Interpreting the data from those observations was not simple, however. “It took us a long time to understand what was actually happening in the experiment,” says Prof. Ronald Redmer, who leads the Rostock working group. To model the process, the scientists used density functional theory, which is a standard of quantum physics which is used to describe systems with many electrons. For systems with two different temperatures, such as this one, this standard procedure does not work. “Before we were able to correctly describe the observations, we had to extend density functional theory with a two-temperature model,” reported Redmer.

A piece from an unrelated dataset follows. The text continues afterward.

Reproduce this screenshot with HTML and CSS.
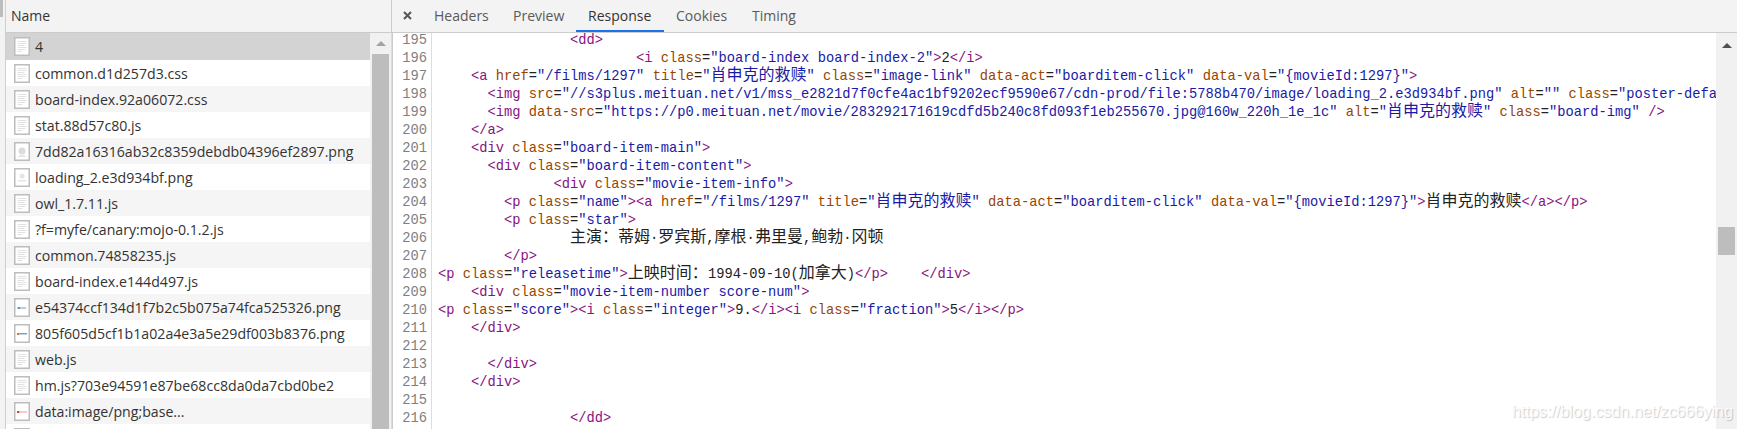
FILE: index.html
```html
<!DOCTYPE html>
<html lang="zh">
<head>
<meta charset="utf-8">
<title>Network Response</title>
<link rel="stylesheet" href="styles.css">
</head>
<body>
<svg class="defs" width="0" height="0" aria-hidden="true">
  <symbol id="doc" viewBox="0 0 16 19">
    <rect x=".75" y=".75" width="14.5" height="17.5" fill="#fff" stroke="#bdbdbd" stroke-width="1.5"/>
    <path d="M3.5 4.5h9M3.5 6.5h9M3.5 8.5h7M3.5 10.5h9M3.5 12.5h8M3.5 14.5h5" stroke="#e2e2e2" stroke-width="1" fill="none"/>
  </symbol>
  <symbol id="frame" viewBox="0 0 16 19">
    <rect x=".75" y=".75" width="14.5" height="17.5" fill="#fff" stroke="#bdbdbd" stroke-width="1.5"/>
  </symbol>
</svg>
<div class="strip"><div class="strip-mark"></div></div>
<section class="left">
  <header class="name-head">Name</header>
  <div class="list-wrap">
    <ul class="files">
      <li class="file selected"><svg class="ico"><use href="#doc"/></svg><span>4</span></li>
      <li class="file"><svg class="ico"><use href="#doc"/></svg><span>common.d1d257d3.css</span></li>
      <li class="file"><svg class="ico"><use href="#doc"/></svg><span>board-index.92a06072.css</span></li>
      <li class="file"><svg class="ico"><use href="#doc"/></svg><span>stat.88d57c80.js</span></li>
      <li class="file"><svg class="ico" viewBox="0 0 16 19"><use href="#frame"/><circle cx="8" cy="9" r="3.5" fill="#dcdcdc"/><path d="M4 15c1-3 7-3 8 0" fill="#e6e6e6"/></svg><span>7dd82a16316ab32c8359debdb04396ef2897.png</span></li>
      <li class="file"><svg class="ico" viewBox="0 0 16 19"><use href="#frame"/><circle cx="8" cy="8" r="2.5" fill="#e4e4e4"/><path d="M4 12h8v1.500H4z" fill="#e4e4e4"/></svg><span>loading_2.e3d934bf.png</span></li>
      <li class="file"><svg class="ico"><use href="#doc"/></svg><span>owl_1.7.11.js</span></li>
      <li class="file"><svg class="ico"><use href="#doc"/></svg><span>?f=myfe/canary:mojo-0.1.2.js</span></li>
      <li class="file"><svg class="ico"><use href="#doc"/></svg><span>common.74858235.js</span></li>
      <li class="file"><svg class="ico"><use href="#doc"/></svg><span>board-index.e144d497.js</span></li>
      <li class="file"><svg class="ico" viewBox="0 0 16 19"><use href="#frame"/><path d="M3.500 9h3v2h-3z" fill="#5a9fd4"/><path d="M7 9h5v2H7z" fill="#c9c9c9"/></svg><span>e54374ccf134d1f7b2c5b075a74fca525326.png</span></li>
      <li class="file"><svg class="ico" viewBox="0 0 16 19"><use href="#frame"/><path d="M3 9h2v2H3z" fill="#e8702a"/><path d="M5 9h8v1.500H5z" fill="#6ea6dc"/></svg><span>805f605d5cf1b1a02a4e3a5e29df003b8376.png</span></li>
      <li class="file"><svg class="ico"><use href="#doc"/></svg><span>web.js</span></li>
      <li class="file"><svg class="ico"><use href="#doc"/></svg><span>hm.js?703e94591e87be68cc8da0da7cbd0be2</span></li>
      <li class="file"><svg class="ico" viewBox="0 0 16 19"><use href="#frame"/><path d="M3 9h2.500v2H3z" fill="#e0403a"/><path d="M6 9.500h7v1H6z" fill="#ee9a96"/></svg><span>data:image/png;base...</span></li>
      <li class="file"><svg class="ico"><use href="#doc"/></svg></li>
    </ul>
    <div class="vbar list-bar">
      <div class="arrow pale"></div>
      <div class="thumb list-thumb"></div>
    </div>
  </div>
</section>
<section class="right">
  <nav class="tabs">
    <span class="close"><svg class="close-ico" viewBox="0 0 9 9"><path d="M1 1l7 7M8 1L1 8"/></svg></span>
    <span class="tab tab-headers">Headers</span>
    <span class="tab tab-preview">Preview</span>
    <span class="tab tab-response active">Response</span>
    <span class="tab tab-cookies">Cookies</span>
    <span class="tab tab-timing">Timing</span>
  </nav>
  <div class="editor">
    <div class="gutter">
      <div>195</div><div>196</div><div>197</div><div>198</div><div>199</div><div>200</div><div>201</div><div>202</div><div>203</div><div>204</div><div>205</div><div>206</div><div>207</div><div>208</div><div>209</div><div>210</div><div>211</div><div>212</div><div>213</div><div>214</div><div>215</div><div>216</div>
    </div>
    <div class="code">
      <div class="ln">                <i class="t">&lt;dd&gt;</i></div>
      <div class="ln">                        <i class="t">&lt;i</i> <i class="a">class</i>=<i class="v">"board-index board-index-2"</i><i class="t">&gt;</i>2<i class="t">&lt;/i&gt;</i></div>
      <div class="ln">    <i class="t">&lt;a</i> <i class="a">href</i>=<i class="v">"/films/1297"</i> <i class="a">title</i>=<i class="v">"<b>肖申克的救赎</b>"</i> <i class="a">class</i>=<i class="v">"image-link"</i> <i class="a">data-act</i>=<i class="v">"boarditem-click"</i> <i class="a">data-val</i>=<i class="v">"{movieId:1297}"</i><i class="t">&gt;</i></div>
      <div class="ln">      <i class="t">&lt;img</i> <i class="a">src</i>=<i class="v">"//s3plus.meituan.net/v1/mss_e2821d7f0cfe4ac1bf9202ecf9590e67/cdn-prod/file:5788b470/image/loading_2.e3d934bf.png"</i> <i class="a">alt</i>=<i class="v">""</i> <i class="a">class</i>=<i class="v">"poster-default"</i> <i class="t">/&gt;</i></div>
      <div class="ln">      <i class="t">&lt;img</i> <i class="a">data-src</i>=<i class="v">"https://p0.meituan.net/movie/283292171619cdfd5b240c8fd093f1eb255670.jpg@160w_220h_1e_1c"</i> <i class="a">alt</i>=<i class="v">"<b>肖申克的救赎</b>"</i> <i class="a">class</i>=<i class="v">"board-img"</i> <i class="t">/&gt;</i></div>
      <div class="ln">    <i class="t">&lt;/a&gt;</i></div>
      <div class="ln">    <i class="t">&lt;div</i> <i class="a">class</i>=<i class="v">"board-item-main"</i><i class="t">&gt;</i></div>
      <div class="ln">      <i class="t">&lt;div</i> <i class="a">class</i>=<i class="v">"board-item-content"</i><i class="t">&gt;</i></div>
      <div class="ln">              <i class="t">&lt;div</i> <i class="a">class</i>=<i class="v">"movie-item-info"</i><i class="t">&gt;</i></div>
      <div class="ln">        <i class="t">&lt;p</i> <i class="a">class</i>=<i class="v">"name"</i><i class="t">&gt;&lt;a</i> <i class="a">href</i>=<i class="v">"/films/1297"</i> <i class="a">title</i>=<i class="v">"<b>肖申克的救赎</b>"</i> <i class="a">data-act</i>=<i class="v">"boarditem-click"</i> <i class="a">data-val</i>=<i class="v">"{movieId:1297}"</i><i class="t">&gt;</i><b>肖申克的救赎</b><i class="t">&lt;/a&gt;&lt;/p&gt;</i></div>
      <div class="ln">        <i class="t">&lt;p</i> <i class="a">class</i>=<i class="v">"star"</i><i class="t">&gt;</i></div>
      <div class="ln">                <b>主演：蒂姆</b>·<b>罗宾斯</b>,<b>摩根</b>·<b>弗里曼</b>,<b>鲍勃</b>·<b>冈顿</b></div>
      <div class="ln">        <i class="t">&lt;/p&gt;</i></div>
      <div class="ln"><i class="t">&lt;p</i> <i class="a">class</i>=<i class="v">"releasetime"</i><i class="t">&gt;</i><b>上映时间：</b>1994-09-10(<b>加拿大</b>)<i class="t">&lt;/p&gt;</i>    <i class="t">&lt;/div&gt;</i></div>
      <div class="ln">    <i class="t">&lt;div</i> <i class="a">class</i>=<i class="v">"movie-item-number score-num"</i><i class="t">&gt;</i></div>
      <div class="ln"><i class="t">&lt;p</i> <i class="a">class</i>=<i class="v">"score"</i><i class="t">&gt;&lt;i</i> <i class="a">class</i>=<i class="v">"integer"</i><i class="t">&gt;</i>9.<i class="t">&lt;/i&gt;&lt;i</i> <i class="a">class</i>=<i class="v">"fraction"</i><i class="t">&gt;</i>5<i class="t">&lt;/i&gt;&lt;/p&gt;</i></div>
      <div class="ln">    <i class="t">&lt;/div&gt;</i></div>
      <div class="ln"> </div>
      <div class="ln">      <i class="t">&lt;/div&gt;</i></div>
      <div class="ln">    <i class="t">&lt;/div&gt;</i></div>
      <div class="ln"> </div>
      <div class="ln">                <i class="t">&lt;/dd&gt;</i></div>
    </div>
    <div class="vbar code-bar">
      <div class="arrow"></div>
      <div class="thumb code-thumb"></div>
    </div>
  </div>
</section>
<div class="watermark">https://blog.csdn.net/zc666ying</div>
</body>
</html>
```
FILE: styles.css
```css
* { box-sizing: border-box; margin: 0; padding: 0; }
html, body { width: 1737px; height: 429px; overflow: hidden; background: #fff; }
body { display: flex; font-family: "Open Sans", "Noto Sans", sans-serif; color: #333; position: relative; }
.defs { position: absolute; }

.strip { width: 6px; height: 429px; background: #f3f3f3; border-right: 1px solid #cfcfcf; }
.strip-mark { width: 3px; height: 17px; background: #bdbdbd; }

.left { width: 386px; height: 429px; display: flex; flex-direction: column; }
.name-head { height: 33px; flex: none; padding: 0 0 1px 5px; background: #f3f3f3; border-bottom: 1px solid #ccc; border-right: 1px solid #ccc; font-size: 14px; line-height: 32px; color: #333; }
.list-wrap { flex: 1; display: flex; min-height: 0; border-right: 1px solid #ddd; }
.files { list-style: none; width: 364px; flex: none; }
.file { height: 26px; display: flex; align-items: center; padding-left: 8px; font-size: 14.15px; white-space: nowrap; color: #333; background: #fff; }
.file:nth-child(odd) { background: #f5f5f5; }
.file.selected { height: 27px; background: #d3d3d3; }
.ico { width: 16px; height: 19px; flex: none; margin-right: 5px; }

.vbar { flex: 1; background: #f1f1f1; display: flex; flex-direction: column; align-items: center; }
.list-bar { padding-top: 8px; }
.arrow { width: 0; height: 0; border-left: 5px solid transparent; border-right: 5px solid transparent; border-bottom: 5px solid #505050; flex: none; }
.arrow.pale { border-bottom-color: #a3a3a3; }
.thumb { width: 17px; background: #bdbdbd; flex: none; }
.list-thumb { height: 375px; margin-top: 8px; }

.right { flex: 1; min-width: 0; height: 429px; display: flex; flex-direction: column; }
.tabs { height: 33px; flex: none; display: flex; background: #f3f3f3; border-bottom: 1px solid #ccc; font-size: 14px; line-height: 32px; color: #5a5a5a; }
.close { width: 30px; flex: none; display: flex; align-items: center; padding: 0 0 1px 11px; }
.close-ico { width: 9px; height: 9px; stroke: #555; stroke-width: 2; fill: none; }
.tab { height: 32px; padding: 0 12px; white-space: nowrap; }
.tab-headers { width: 79px; }
.tab-preview { width: 75px; }
.tab-response { width: 88px; }
.tab-cookies { width: 76px; }
.tab.active { color: #333; border-bottom: 2px solid #1a73e8; }

.editor { flex: 1; min-height: 0; display: flex; overflow: hidden; }
.gutter { width: 40px; flex: none; border-left: 1px solid #ccc; border-right: 1px solid #ddd; padding: 0 4px 0 0; text-align: right; font: 13.75px/18px "Liberation Mono", monospace; color: #808080; margin-top: -1px; }
.code { flex: 1; min-width: 0; overflow: hidden; padding: 0 0 0 6px; font: 13.75px/18px "Liberation Mono", monospace; color: #222; margin-top: -1px; }
.ln { height: 18px; white-space: pre; }
.t, .a, .v { font-style: normal; }
.t { color: #881280; }
.a { color: #994500; }
.v { color: #1a1aa6; }
b { font: 16px/0 "Noto Sans CJK SC", sans-serif; }
.code-bar { width: 21px; flex: none; padding-top: 10px; }
.code-thumb { height: 28px; margin-top: 179px; }

.watermark { position: absolute; left: 1512px; top: 400px; font: 16.1px/22px "Liberation Sans", sans-serif; color: rgba(255,255,255,.85); text-shadow: 1px 1px 1px rgba(0,0,0,.2); white-space: nowrap; }
```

"Our experiment showed us the way of how to investigate dense plasmas with X-ray lasers,” says Dr. Thomas Tschentscher, scientific director of the European XFEL X-ray laser, at which experiments will be possible in 2017. “This method opens up the road for further studies, e.g. of denser plasmas of heavier elements and mixtures, as they occur in the interior of planets. Hopefully, the results will provide us among others with an experimentally based answer to the question, why the planets discovered outside our solar system do not exist in all imaginable combinations of properties as age, mass, size or elemental composition, but may be allocated to certain groups.”
DESY is the leading German particle accelerator center, and one of the premiere accelerators in the world. The research team included scientists from the US research centers SLAC National Accelerator Laboratory and Lawrence Livermore National Laboratory, the Helmholtz Institute Jena, the University of Oxford, the GSI Helmholtz Centre for Heavy Ion Research, the Hamburg Centre for Ultrafast Imaging (CUI), the University of Münster and the European XFEL.